Data segment:
-*-
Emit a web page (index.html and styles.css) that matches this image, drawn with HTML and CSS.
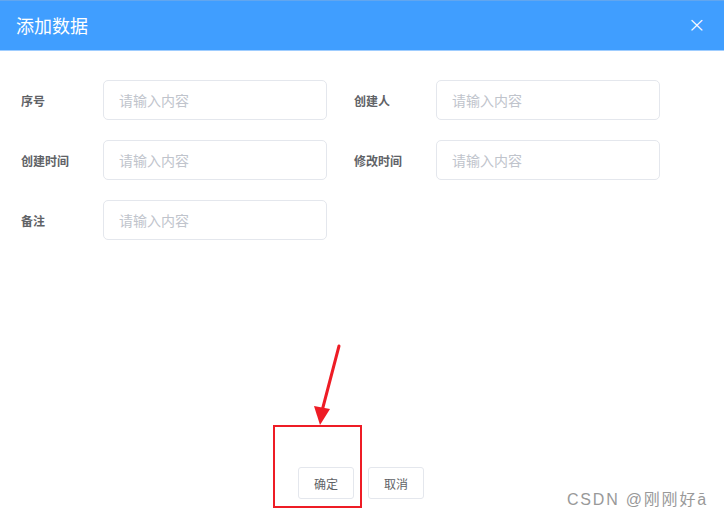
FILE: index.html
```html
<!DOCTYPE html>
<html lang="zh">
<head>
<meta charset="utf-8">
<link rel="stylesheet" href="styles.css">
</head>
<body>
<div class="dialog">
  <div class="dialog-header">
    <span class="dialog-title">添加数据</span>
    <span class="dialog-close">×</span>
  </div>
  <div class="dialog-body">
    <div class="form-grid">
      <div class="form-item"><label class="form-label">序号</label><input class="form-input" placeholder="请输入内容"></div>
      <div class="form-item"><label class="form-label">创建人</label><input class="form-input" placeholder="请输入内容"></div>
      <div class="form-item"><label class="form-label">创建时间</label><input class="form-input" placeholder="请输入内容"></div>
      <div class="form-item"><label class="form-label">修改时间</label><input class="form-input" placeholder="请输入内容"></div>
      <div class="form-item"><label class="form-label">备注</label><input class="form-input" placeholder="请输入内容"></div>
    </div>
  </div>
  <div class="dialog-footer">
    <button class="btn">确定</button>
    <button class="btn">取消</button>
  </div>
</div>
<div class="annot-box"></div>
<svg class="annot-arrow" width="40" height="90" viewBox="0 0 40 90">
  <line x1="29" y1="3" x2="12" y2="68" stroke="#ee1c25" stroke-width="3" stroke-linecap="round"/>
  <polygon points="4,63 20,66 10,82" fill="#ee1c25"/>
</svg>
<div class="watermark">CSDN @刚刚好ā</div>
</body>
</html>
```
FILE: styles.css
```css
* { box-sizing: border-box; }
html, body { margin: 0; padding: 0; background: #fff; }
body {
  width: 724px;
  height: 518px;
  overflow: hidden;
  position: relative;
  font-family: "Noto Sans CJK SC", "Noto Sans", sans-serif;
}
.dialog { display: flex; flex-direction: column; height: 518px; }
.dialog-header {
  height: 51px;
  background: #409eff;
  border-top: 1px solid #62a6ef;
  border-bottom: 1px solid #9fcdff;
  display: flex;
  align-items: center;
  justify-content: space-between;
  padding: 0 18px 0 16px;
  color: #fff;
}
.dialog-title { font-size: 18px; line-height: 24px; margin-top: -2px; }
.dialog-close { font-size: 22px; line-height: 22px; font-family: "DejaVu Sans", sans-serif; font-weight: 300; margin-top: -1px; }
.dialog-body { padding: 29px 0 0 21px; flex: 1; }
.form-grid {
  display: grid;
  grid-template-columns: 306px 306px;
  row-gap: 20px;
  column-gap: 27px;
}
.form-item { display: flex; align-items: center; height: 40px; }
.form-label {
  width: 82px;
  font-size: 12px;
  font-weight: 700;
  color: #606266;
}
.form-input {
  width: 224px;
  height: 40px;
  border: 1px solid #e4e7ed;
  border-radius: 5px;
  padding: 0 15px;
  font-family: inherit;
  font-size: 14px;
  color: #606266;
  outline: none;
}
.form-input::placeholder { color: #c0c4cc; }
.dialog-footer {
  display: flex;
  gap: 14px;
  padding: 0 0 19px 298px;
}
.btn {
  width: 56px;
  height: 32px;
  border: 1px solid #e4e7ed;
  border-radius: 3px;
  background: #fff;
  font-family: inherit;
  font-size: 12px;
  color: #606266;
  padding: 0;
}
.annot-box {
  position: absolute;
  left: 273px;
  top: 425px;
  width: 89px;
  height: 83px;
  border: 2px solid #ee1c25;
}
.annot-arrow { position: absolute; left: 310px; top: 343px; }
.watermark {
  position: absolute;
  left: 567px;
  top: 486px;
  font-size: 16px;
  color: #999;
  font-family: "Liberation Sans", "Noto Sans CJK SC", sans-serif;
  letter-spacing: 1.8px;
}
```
-*-
Exercise: Reproduce each line exactly as it appears, omitting the pictures.

Answer in full:
Emit a web page (index.html and styles.css) that matches this image, drawn with HTML and CSS.
FILE: index.html
```html
<!DOCTYPE html>
<html lang="zh">
<head>
<meta charset="utf-8">
<link rel="stylesheet" href="styles.css">
</head>
<body>
<div class="dialog">
  <div class="dialog-header">
    <span class="dialog-title">添加数据</span>
    <span class="dialog-close">×</span>
  </div>
  <div class="dialog-body">
    <div class="form-grid">
      <div class="form-item"><label class="form-label">序号</label><input class="form-input" placeholder="请输入内容"></div>
      <div class="form-item"><label class="form-label">创建人</label><input class="form-input" placeholder="请输入内容"></div>
      <div class="form-item"><label class="form-label">创建时间</label><input class="form-input" placeholder="请输入内容"></div>
      <div class="form-item"><label class="form-label">修改时间</label><input class="form-input" placeholder="请输入内容"></div>
      <div class="form-item"><label class="form-label">备注</label><input class="form-input" placeholder="请输入内容"></div>
    </div>
  </div>
  <div class="dialog-footer">
    <button class="btn">确定</button>
    <button class="btn">取消</button>
  </div>
</div>
<div class="annot-box"></div>
<svg class="annot-arrow" width="40" height="90" viewBox="0 0 40 90">
  <line x1="29" y1="3" x2="12" y2="68" stroke="#ee1c25" stroke-width="3" stroke-linecap="round"/>
  <polygon points="4,63 20,66 10,82" fill="#ee1c25"/>
</svg>
<div class="watermark">CSDN @刚刚好ā</div>
</body>
</html>
```
FILE: styles.css
```css
* { box-sizing: border-box; }
html, body { margin: 0; padding: 0; background: #fff; }
body {
  width: 724px;
  height: 518px;
  overflow: hidden;
  position: relative;
  font-family: "Noto Sans CJK SC", "Noto Sans", sans-serif;
}
.dialog { display: flex; flex-direction: column; height: 518px; }
.dialog-header {
  height: 51px;
  background: #409eff;
  border-top: 1px solid #62a6ef;
  border-bottom: 1px solid #9fcdff;
  display: flex;
  align-items: center;
  justify-content: space-between;
  padding: 0 18px 0 16px;
  color: #fff;
}
.dialog-title { font-size: 18px; line-height: 24px; margin-top: -2px; }
.dialog-close { font-size: 22px; line-height: 22px; font-family: "DejaVu Sans", sans-serif; font-weight: 300; margin-top: -1px; }
.dialog-body { padding: 29px 0 0 21px; flex: 1; }
.form-grid {
  display: grid;
  grid-template-columns: 306px 306px;
  row-gap: 20px;
  column-gap: 27px;
}
.form-item { display: flex; align-items: center; height: 40px; }
.form-label {
  width: 82px;
  font-size: 12px;
  font-weight: 700;
  color: #606266;
}
.form-input {
  width: 224px;
  height: 40px;
  border: 1px solid #e4e7ed;
  border-radius: 5px;
  padding: 0 15px;
  font-family: inherit;
  font-size: 14px;
  color: #606266;
  outline: none;
}
.form-input::placeholder { color: #c0c4cc; }
.dialog-footer {
  display: flex;
  gap: 14px;
  padding: 0 0 19px 298px;
}
.btn {
  width: 56px;
  height: 32px;
  border: 1px solid #e4e7ed;
  border-radius: 3px;
  background: #fff;
  font-family: inherit;
  font-size: 12px;
  color: #606266;
  padding: 0;
}
.annot-box {
  position: absolute;
  left: 273px;
  top: 425px;
  width: 89px;
  height: 83px;
  border: 2px solid #ee1c25;
}
.annot-arrow { position: absolute; left: 310px; top: 343px; }
.watermark {
  position: absolute;
  left: 567px;
  top: 486px;
  font-size: 16px;
  color: #999;
  font-family: "Liberation Sans", "Noto Sans CJK SC", sans-serif;
  letter-spacing: 1.8px;
}
```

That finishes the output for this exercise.